** Information supplied **
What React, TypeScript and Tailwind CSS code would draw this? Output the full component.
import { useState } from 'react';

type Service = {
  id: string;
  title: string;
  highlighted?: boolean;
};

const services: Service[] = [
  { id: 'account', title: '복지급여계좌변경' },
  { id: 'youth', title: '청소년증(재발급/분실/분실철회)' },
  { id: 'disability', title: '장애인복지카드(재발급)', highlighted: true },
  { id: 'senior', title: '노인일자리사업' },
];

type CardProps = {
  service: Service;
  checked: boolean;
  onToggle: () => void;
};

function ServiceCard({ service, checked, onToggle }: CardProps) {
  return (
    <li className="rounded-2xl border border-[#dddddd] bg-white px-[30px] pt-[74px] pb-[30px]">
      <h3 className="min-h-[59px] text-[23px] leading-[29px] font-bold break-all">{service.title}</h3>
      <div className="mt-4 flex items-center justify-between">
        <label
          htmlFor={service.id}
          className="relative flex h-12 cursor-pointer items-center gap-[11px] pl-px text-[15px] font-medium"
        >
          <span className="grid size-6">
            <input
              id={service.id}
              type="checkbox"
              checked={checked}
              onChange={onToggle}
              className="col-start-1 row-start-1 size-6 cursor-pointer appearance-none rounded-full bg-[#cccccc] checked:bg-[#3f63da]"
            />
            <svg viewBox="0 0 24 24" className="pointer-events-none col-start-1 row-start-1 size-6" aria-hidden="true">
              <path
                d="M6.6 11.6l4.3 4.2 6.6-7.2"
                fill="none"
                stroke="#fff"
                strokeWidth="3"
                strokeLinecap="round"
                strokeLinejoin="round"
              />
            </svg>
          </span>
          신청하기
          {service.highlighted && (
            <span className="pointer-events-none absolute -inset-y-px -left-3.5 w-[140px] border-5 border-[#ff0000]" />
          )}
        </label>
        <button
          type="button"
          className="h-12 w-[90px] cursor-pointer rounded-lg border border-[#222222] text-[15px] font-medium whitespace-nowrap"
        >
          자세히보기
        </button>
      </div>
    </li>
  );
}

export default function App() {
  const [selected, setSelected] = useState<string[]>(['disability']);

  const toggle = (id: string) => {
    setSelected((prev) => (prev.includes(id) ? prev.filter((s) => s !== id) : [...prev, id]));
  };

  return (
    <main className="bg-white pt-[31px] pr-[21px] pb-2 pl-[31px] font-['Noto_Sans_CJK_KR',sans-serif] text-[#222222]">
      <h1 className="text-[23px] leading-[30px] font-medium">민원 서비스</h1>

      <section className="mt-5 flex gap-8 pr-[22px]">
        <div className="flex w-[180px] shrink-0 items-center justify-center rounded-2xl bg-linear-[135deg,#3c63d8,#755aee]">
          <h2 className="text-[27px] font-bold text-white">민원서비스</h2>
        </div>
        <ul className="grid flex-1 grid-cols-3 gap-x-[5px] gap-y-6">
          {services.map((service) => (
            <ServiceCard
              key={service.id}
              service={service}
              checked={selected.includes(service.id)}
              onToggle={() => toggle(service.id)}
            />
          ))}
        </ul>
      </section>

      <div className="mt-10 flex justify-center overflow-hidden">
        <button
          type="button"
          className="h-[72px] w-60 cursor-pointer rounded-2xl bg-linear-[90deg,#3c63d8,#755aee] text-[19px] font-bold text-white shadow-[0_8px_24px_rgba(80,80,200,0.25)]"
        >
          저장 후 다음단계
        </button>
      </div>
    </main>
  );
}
* * *
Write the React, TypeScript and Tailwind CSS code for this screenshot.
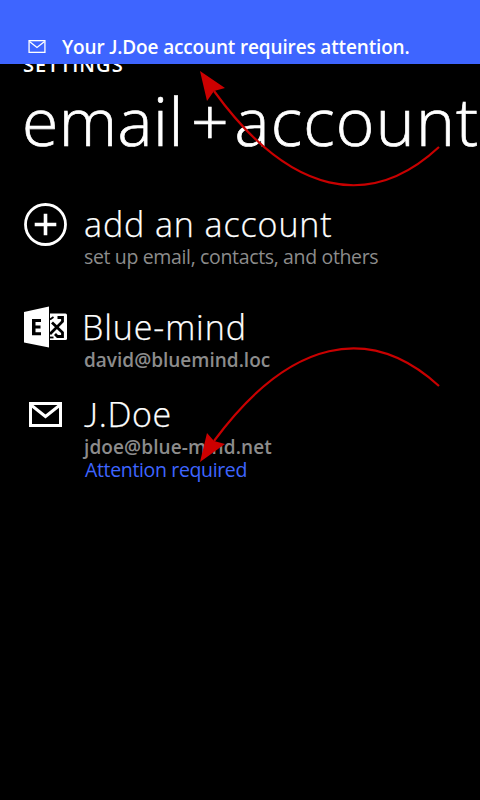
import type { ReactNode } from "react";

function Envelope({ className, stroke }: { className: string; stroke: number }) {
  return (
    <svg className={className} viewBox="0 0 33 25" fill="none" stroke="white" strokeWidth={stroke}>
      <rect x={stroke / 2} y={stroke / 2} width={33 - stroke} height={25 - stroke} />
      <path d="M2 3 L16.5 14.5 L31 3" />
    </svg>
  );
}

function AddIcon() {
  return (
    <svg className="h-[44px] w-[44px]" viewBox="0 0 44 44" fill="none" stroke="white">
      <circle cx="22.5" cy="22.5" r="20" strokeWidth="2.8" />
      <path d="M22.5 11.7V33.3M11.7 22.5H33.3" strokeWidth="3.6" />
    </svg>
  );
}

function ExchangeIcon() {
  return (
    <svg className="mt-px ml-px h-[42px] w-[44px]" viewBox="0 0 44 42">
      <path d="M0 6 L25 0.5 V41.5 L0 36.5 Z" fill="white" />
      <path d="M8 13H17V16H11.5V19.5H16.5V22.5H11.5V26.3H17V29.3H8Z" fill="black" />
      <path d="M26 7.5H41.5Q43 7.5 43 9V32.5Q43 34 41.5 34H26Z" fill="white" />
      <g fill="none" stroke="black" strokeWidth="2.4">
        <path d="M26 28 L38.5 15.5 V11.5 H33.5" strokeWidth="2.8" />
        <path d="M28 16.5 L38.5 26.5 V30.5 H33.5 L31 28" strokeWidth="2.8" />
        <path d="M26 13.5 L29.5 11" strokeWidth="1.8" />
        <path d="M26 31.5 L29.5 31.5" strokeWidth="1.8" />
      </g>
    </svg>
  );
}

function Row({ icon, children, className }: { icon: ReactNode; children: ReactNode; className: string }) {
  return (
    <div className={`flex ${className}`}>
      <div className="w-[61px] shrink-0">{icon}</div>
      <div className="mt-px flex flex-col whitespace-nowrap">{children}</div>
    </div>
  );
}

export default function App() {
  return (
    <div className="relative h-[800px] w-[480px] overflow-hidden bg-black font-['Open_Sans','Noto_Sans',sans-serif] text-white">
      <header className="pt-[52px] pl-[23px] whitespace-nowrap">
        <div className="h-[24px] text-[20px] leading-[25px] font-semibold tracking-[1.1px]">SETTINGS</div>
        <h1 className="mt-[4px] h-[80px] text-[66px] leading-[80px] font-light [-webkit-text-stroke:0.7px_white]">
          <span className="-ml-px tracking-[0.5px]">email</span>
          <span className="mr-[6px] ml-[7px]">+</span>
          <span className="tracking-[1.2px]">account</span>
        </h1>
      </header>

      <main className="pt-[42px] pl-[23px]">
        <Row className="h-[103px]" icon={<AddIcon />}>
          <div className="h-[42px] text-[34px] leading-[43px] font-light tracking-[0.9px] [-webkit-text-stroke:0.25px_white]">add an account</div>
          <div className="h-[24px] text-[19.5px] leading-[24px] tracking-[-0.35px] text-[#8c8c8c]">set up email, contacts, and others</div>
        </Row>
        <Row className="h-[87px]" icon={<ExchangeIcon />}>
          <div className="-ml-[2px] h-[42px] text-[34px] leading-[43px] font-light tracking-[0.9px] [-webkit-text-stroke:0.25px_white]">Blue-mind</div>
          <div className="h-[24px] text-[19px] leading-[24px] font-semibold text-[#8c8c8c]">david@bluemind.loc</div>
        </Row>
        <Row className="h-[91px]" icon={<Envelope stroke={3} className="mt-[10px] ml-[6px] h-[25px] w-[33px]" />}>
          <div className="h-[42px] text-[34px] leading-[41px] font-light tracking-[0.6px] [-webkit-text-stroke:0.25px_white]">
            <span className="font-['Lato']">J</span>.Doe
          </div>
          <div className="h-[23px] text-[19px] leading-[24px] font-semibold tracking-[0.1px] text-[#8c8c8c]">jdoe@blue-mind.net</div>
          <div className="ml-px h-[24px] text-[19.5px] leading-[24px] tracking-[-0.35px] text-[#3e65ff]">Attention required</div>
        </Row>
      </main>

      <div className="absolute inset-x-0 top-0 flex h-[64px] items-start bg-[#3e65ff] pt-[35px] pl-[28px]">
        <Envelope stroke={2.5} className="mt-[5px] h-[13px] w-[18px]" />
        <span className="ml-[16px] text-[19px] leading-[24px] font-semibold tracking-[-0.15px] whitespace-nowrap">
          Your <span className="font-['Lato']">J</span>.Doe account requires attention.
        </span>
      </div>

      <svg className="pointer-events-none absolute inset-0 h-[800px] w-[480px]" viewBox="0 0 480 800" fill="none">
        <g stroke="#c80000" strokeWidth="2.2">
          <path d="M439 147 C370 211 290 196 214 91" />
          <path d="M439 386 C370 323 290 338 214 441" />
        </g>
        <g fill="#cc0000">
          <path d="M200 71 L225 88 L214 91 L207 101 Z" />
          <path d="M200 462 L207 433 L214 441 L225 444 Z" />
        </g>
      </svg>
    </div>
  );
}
...
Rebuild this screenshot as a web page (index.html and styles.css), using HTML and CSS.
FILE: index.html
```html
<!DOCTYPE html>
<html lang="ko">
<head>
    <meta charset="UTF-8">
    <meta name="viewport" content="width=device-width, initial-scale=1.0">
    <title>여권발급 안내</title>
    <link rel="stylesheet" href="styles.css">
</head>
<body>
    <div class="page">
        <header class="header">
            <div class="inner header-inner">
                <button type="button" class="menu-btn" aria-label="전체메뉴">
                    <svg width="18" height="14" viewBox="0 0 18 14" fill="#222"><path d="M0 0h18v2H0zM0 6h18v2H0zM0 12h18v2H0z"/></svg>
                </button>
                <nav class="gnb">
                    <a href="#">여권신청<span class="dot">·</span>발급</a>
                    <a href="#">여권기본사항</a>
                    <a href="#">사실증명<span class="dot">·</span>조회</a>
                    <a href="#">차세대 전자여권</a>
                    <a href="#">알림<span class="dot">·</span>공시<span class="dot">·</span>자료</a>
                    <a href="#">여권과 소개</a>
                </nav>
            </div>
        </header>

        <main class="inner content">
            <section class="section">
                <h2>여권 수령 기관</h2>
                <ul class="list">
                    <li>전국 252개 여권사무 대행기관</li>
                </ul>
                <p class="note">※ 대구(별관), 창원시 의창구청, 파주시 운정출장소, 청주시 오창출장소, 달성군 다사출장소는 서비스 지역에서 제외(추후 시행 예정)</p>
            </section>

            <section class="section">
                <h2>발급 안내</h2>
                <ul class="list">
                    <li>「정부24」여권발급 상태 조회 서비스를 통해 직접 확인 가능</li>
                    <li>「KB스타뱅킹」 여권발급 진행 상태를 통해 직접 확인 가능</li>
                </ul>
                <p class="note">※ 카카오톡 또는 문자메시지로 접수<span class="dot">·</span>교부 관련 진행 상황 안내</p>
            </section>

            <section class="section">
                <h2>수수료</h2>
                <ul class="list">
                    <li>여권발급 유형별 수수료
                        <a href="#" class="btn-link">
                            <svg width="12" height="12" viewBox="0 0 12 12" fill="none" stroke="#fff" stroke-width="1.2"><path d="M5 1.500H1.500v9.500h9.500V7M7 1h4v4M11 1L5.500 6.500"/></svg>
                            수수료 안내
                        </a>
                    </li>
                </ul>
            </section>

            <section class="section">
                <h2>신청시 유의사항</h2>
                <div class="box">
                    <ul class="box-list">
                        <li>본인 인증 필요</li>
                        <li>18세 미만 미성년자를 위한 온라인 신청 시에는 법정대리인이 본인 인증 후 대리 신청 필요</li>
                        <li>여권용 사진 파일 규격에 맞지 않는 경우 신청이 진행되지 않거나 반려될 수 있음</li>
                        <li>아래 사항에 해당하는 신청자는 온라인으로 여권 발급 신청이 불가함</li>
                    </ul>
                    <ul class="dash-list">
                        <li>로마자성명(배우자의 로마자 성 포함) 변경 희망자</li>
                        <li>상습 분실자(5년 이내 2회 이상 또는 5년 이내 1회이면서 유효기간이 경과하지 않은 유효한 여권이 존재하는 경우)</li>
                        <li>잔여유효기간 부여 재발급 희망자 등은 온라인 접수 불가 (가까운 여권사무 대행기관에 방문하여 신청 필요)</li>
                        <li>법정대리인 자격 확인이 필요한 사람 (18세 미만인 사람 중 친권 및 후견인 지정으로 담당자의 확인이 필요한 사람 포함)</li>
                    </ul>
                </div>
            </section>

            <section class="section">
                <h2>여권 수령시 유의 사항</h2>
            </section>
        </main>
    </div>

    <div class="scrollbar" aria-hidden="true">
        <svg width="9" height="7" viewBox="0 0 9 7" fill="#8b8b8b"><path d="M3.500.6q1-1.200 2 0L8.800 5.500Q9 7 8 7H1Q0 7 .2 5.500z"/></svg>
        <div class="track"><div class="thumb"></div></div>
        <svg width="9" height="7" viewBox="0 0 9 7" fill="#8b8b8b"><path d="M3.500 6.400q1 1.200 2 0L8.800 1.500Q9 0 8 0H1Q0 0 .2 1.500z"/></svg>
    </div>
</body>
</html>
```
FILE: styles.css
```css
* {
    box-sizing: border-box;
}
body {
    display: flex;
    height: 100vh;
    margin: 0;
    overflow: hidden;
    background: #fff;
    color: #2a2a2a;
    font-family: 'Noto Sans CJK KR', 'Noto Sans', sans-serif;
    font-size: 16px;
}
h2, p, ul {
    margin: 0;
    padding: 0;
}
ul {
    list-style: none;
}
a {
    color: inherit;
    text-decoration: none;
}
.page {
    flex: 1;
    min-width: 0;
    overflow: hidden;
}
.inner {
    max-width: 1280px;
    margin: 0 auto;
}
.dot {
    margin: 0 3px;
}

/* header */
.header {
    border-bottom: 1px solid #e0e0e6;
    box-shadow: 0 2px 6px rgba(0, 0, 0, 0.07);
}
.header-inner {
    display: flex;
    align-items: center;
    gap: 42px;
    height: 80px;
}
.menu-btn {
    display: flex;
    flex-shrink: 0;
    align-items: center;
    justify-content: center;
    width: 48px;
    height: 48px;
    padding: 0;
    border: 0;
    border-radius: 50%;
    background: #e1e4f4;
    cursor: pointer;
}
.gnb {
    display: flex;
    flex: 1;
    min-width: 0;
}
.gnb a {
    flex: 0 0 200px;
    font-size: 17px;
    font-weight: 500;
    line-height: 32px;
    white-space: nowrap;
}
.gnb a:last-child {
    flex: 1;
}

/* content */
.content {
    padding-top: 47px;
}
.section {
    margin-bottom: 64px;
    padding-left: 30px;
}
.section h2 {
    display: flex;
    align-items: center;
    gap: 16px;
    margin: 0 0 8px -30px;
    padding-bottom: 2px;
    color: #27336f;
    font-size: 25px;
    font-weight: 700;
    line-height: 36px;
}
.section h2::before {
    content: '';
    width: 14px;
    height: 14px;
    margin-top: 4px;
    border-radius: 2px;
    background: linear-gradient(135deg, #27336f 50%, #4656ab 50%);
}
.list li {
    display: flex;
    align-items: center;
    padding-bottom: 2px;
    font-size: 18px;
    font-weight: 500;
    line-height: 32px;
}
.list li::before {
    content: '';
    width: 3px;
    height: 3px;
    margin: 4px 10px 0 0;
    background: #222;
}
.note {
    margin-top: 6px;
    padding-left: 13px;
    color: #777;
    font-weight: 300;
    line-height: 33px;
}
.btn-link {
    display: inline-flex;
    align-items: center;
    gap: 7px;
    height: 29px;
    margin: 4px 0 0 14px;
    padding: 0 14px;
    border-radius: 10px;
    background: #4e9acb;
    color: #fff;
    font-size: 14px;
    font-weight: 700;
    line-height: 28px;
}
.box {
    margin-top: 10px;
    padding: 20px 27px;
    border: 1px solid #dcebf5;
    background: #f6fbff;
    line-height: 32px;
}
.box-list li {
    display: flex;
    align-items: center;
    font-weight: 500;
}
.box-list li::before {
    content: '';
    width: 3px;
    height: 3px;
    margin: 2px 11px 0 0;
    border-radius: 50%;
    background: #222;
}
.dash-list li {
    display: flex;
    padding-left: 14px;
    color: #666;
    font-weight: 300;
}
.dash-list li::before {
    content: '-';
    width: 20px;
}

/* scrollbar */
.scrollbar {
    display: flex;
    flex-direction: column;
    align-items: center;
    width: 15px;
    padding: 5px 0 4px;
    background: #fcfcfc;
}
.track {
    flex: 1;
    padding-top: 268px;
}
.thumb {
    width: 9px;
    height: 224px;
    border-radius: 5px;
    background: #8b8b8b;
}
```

** Your instructions **
Read through the entries and copy each line in which "TypeScript" appears.

** Task solution **
What React, TypeScript and Tailwind CSS code would draw this? Output the full component.
Write the React, TypeScript and Tailwind CSS code for this screenshot.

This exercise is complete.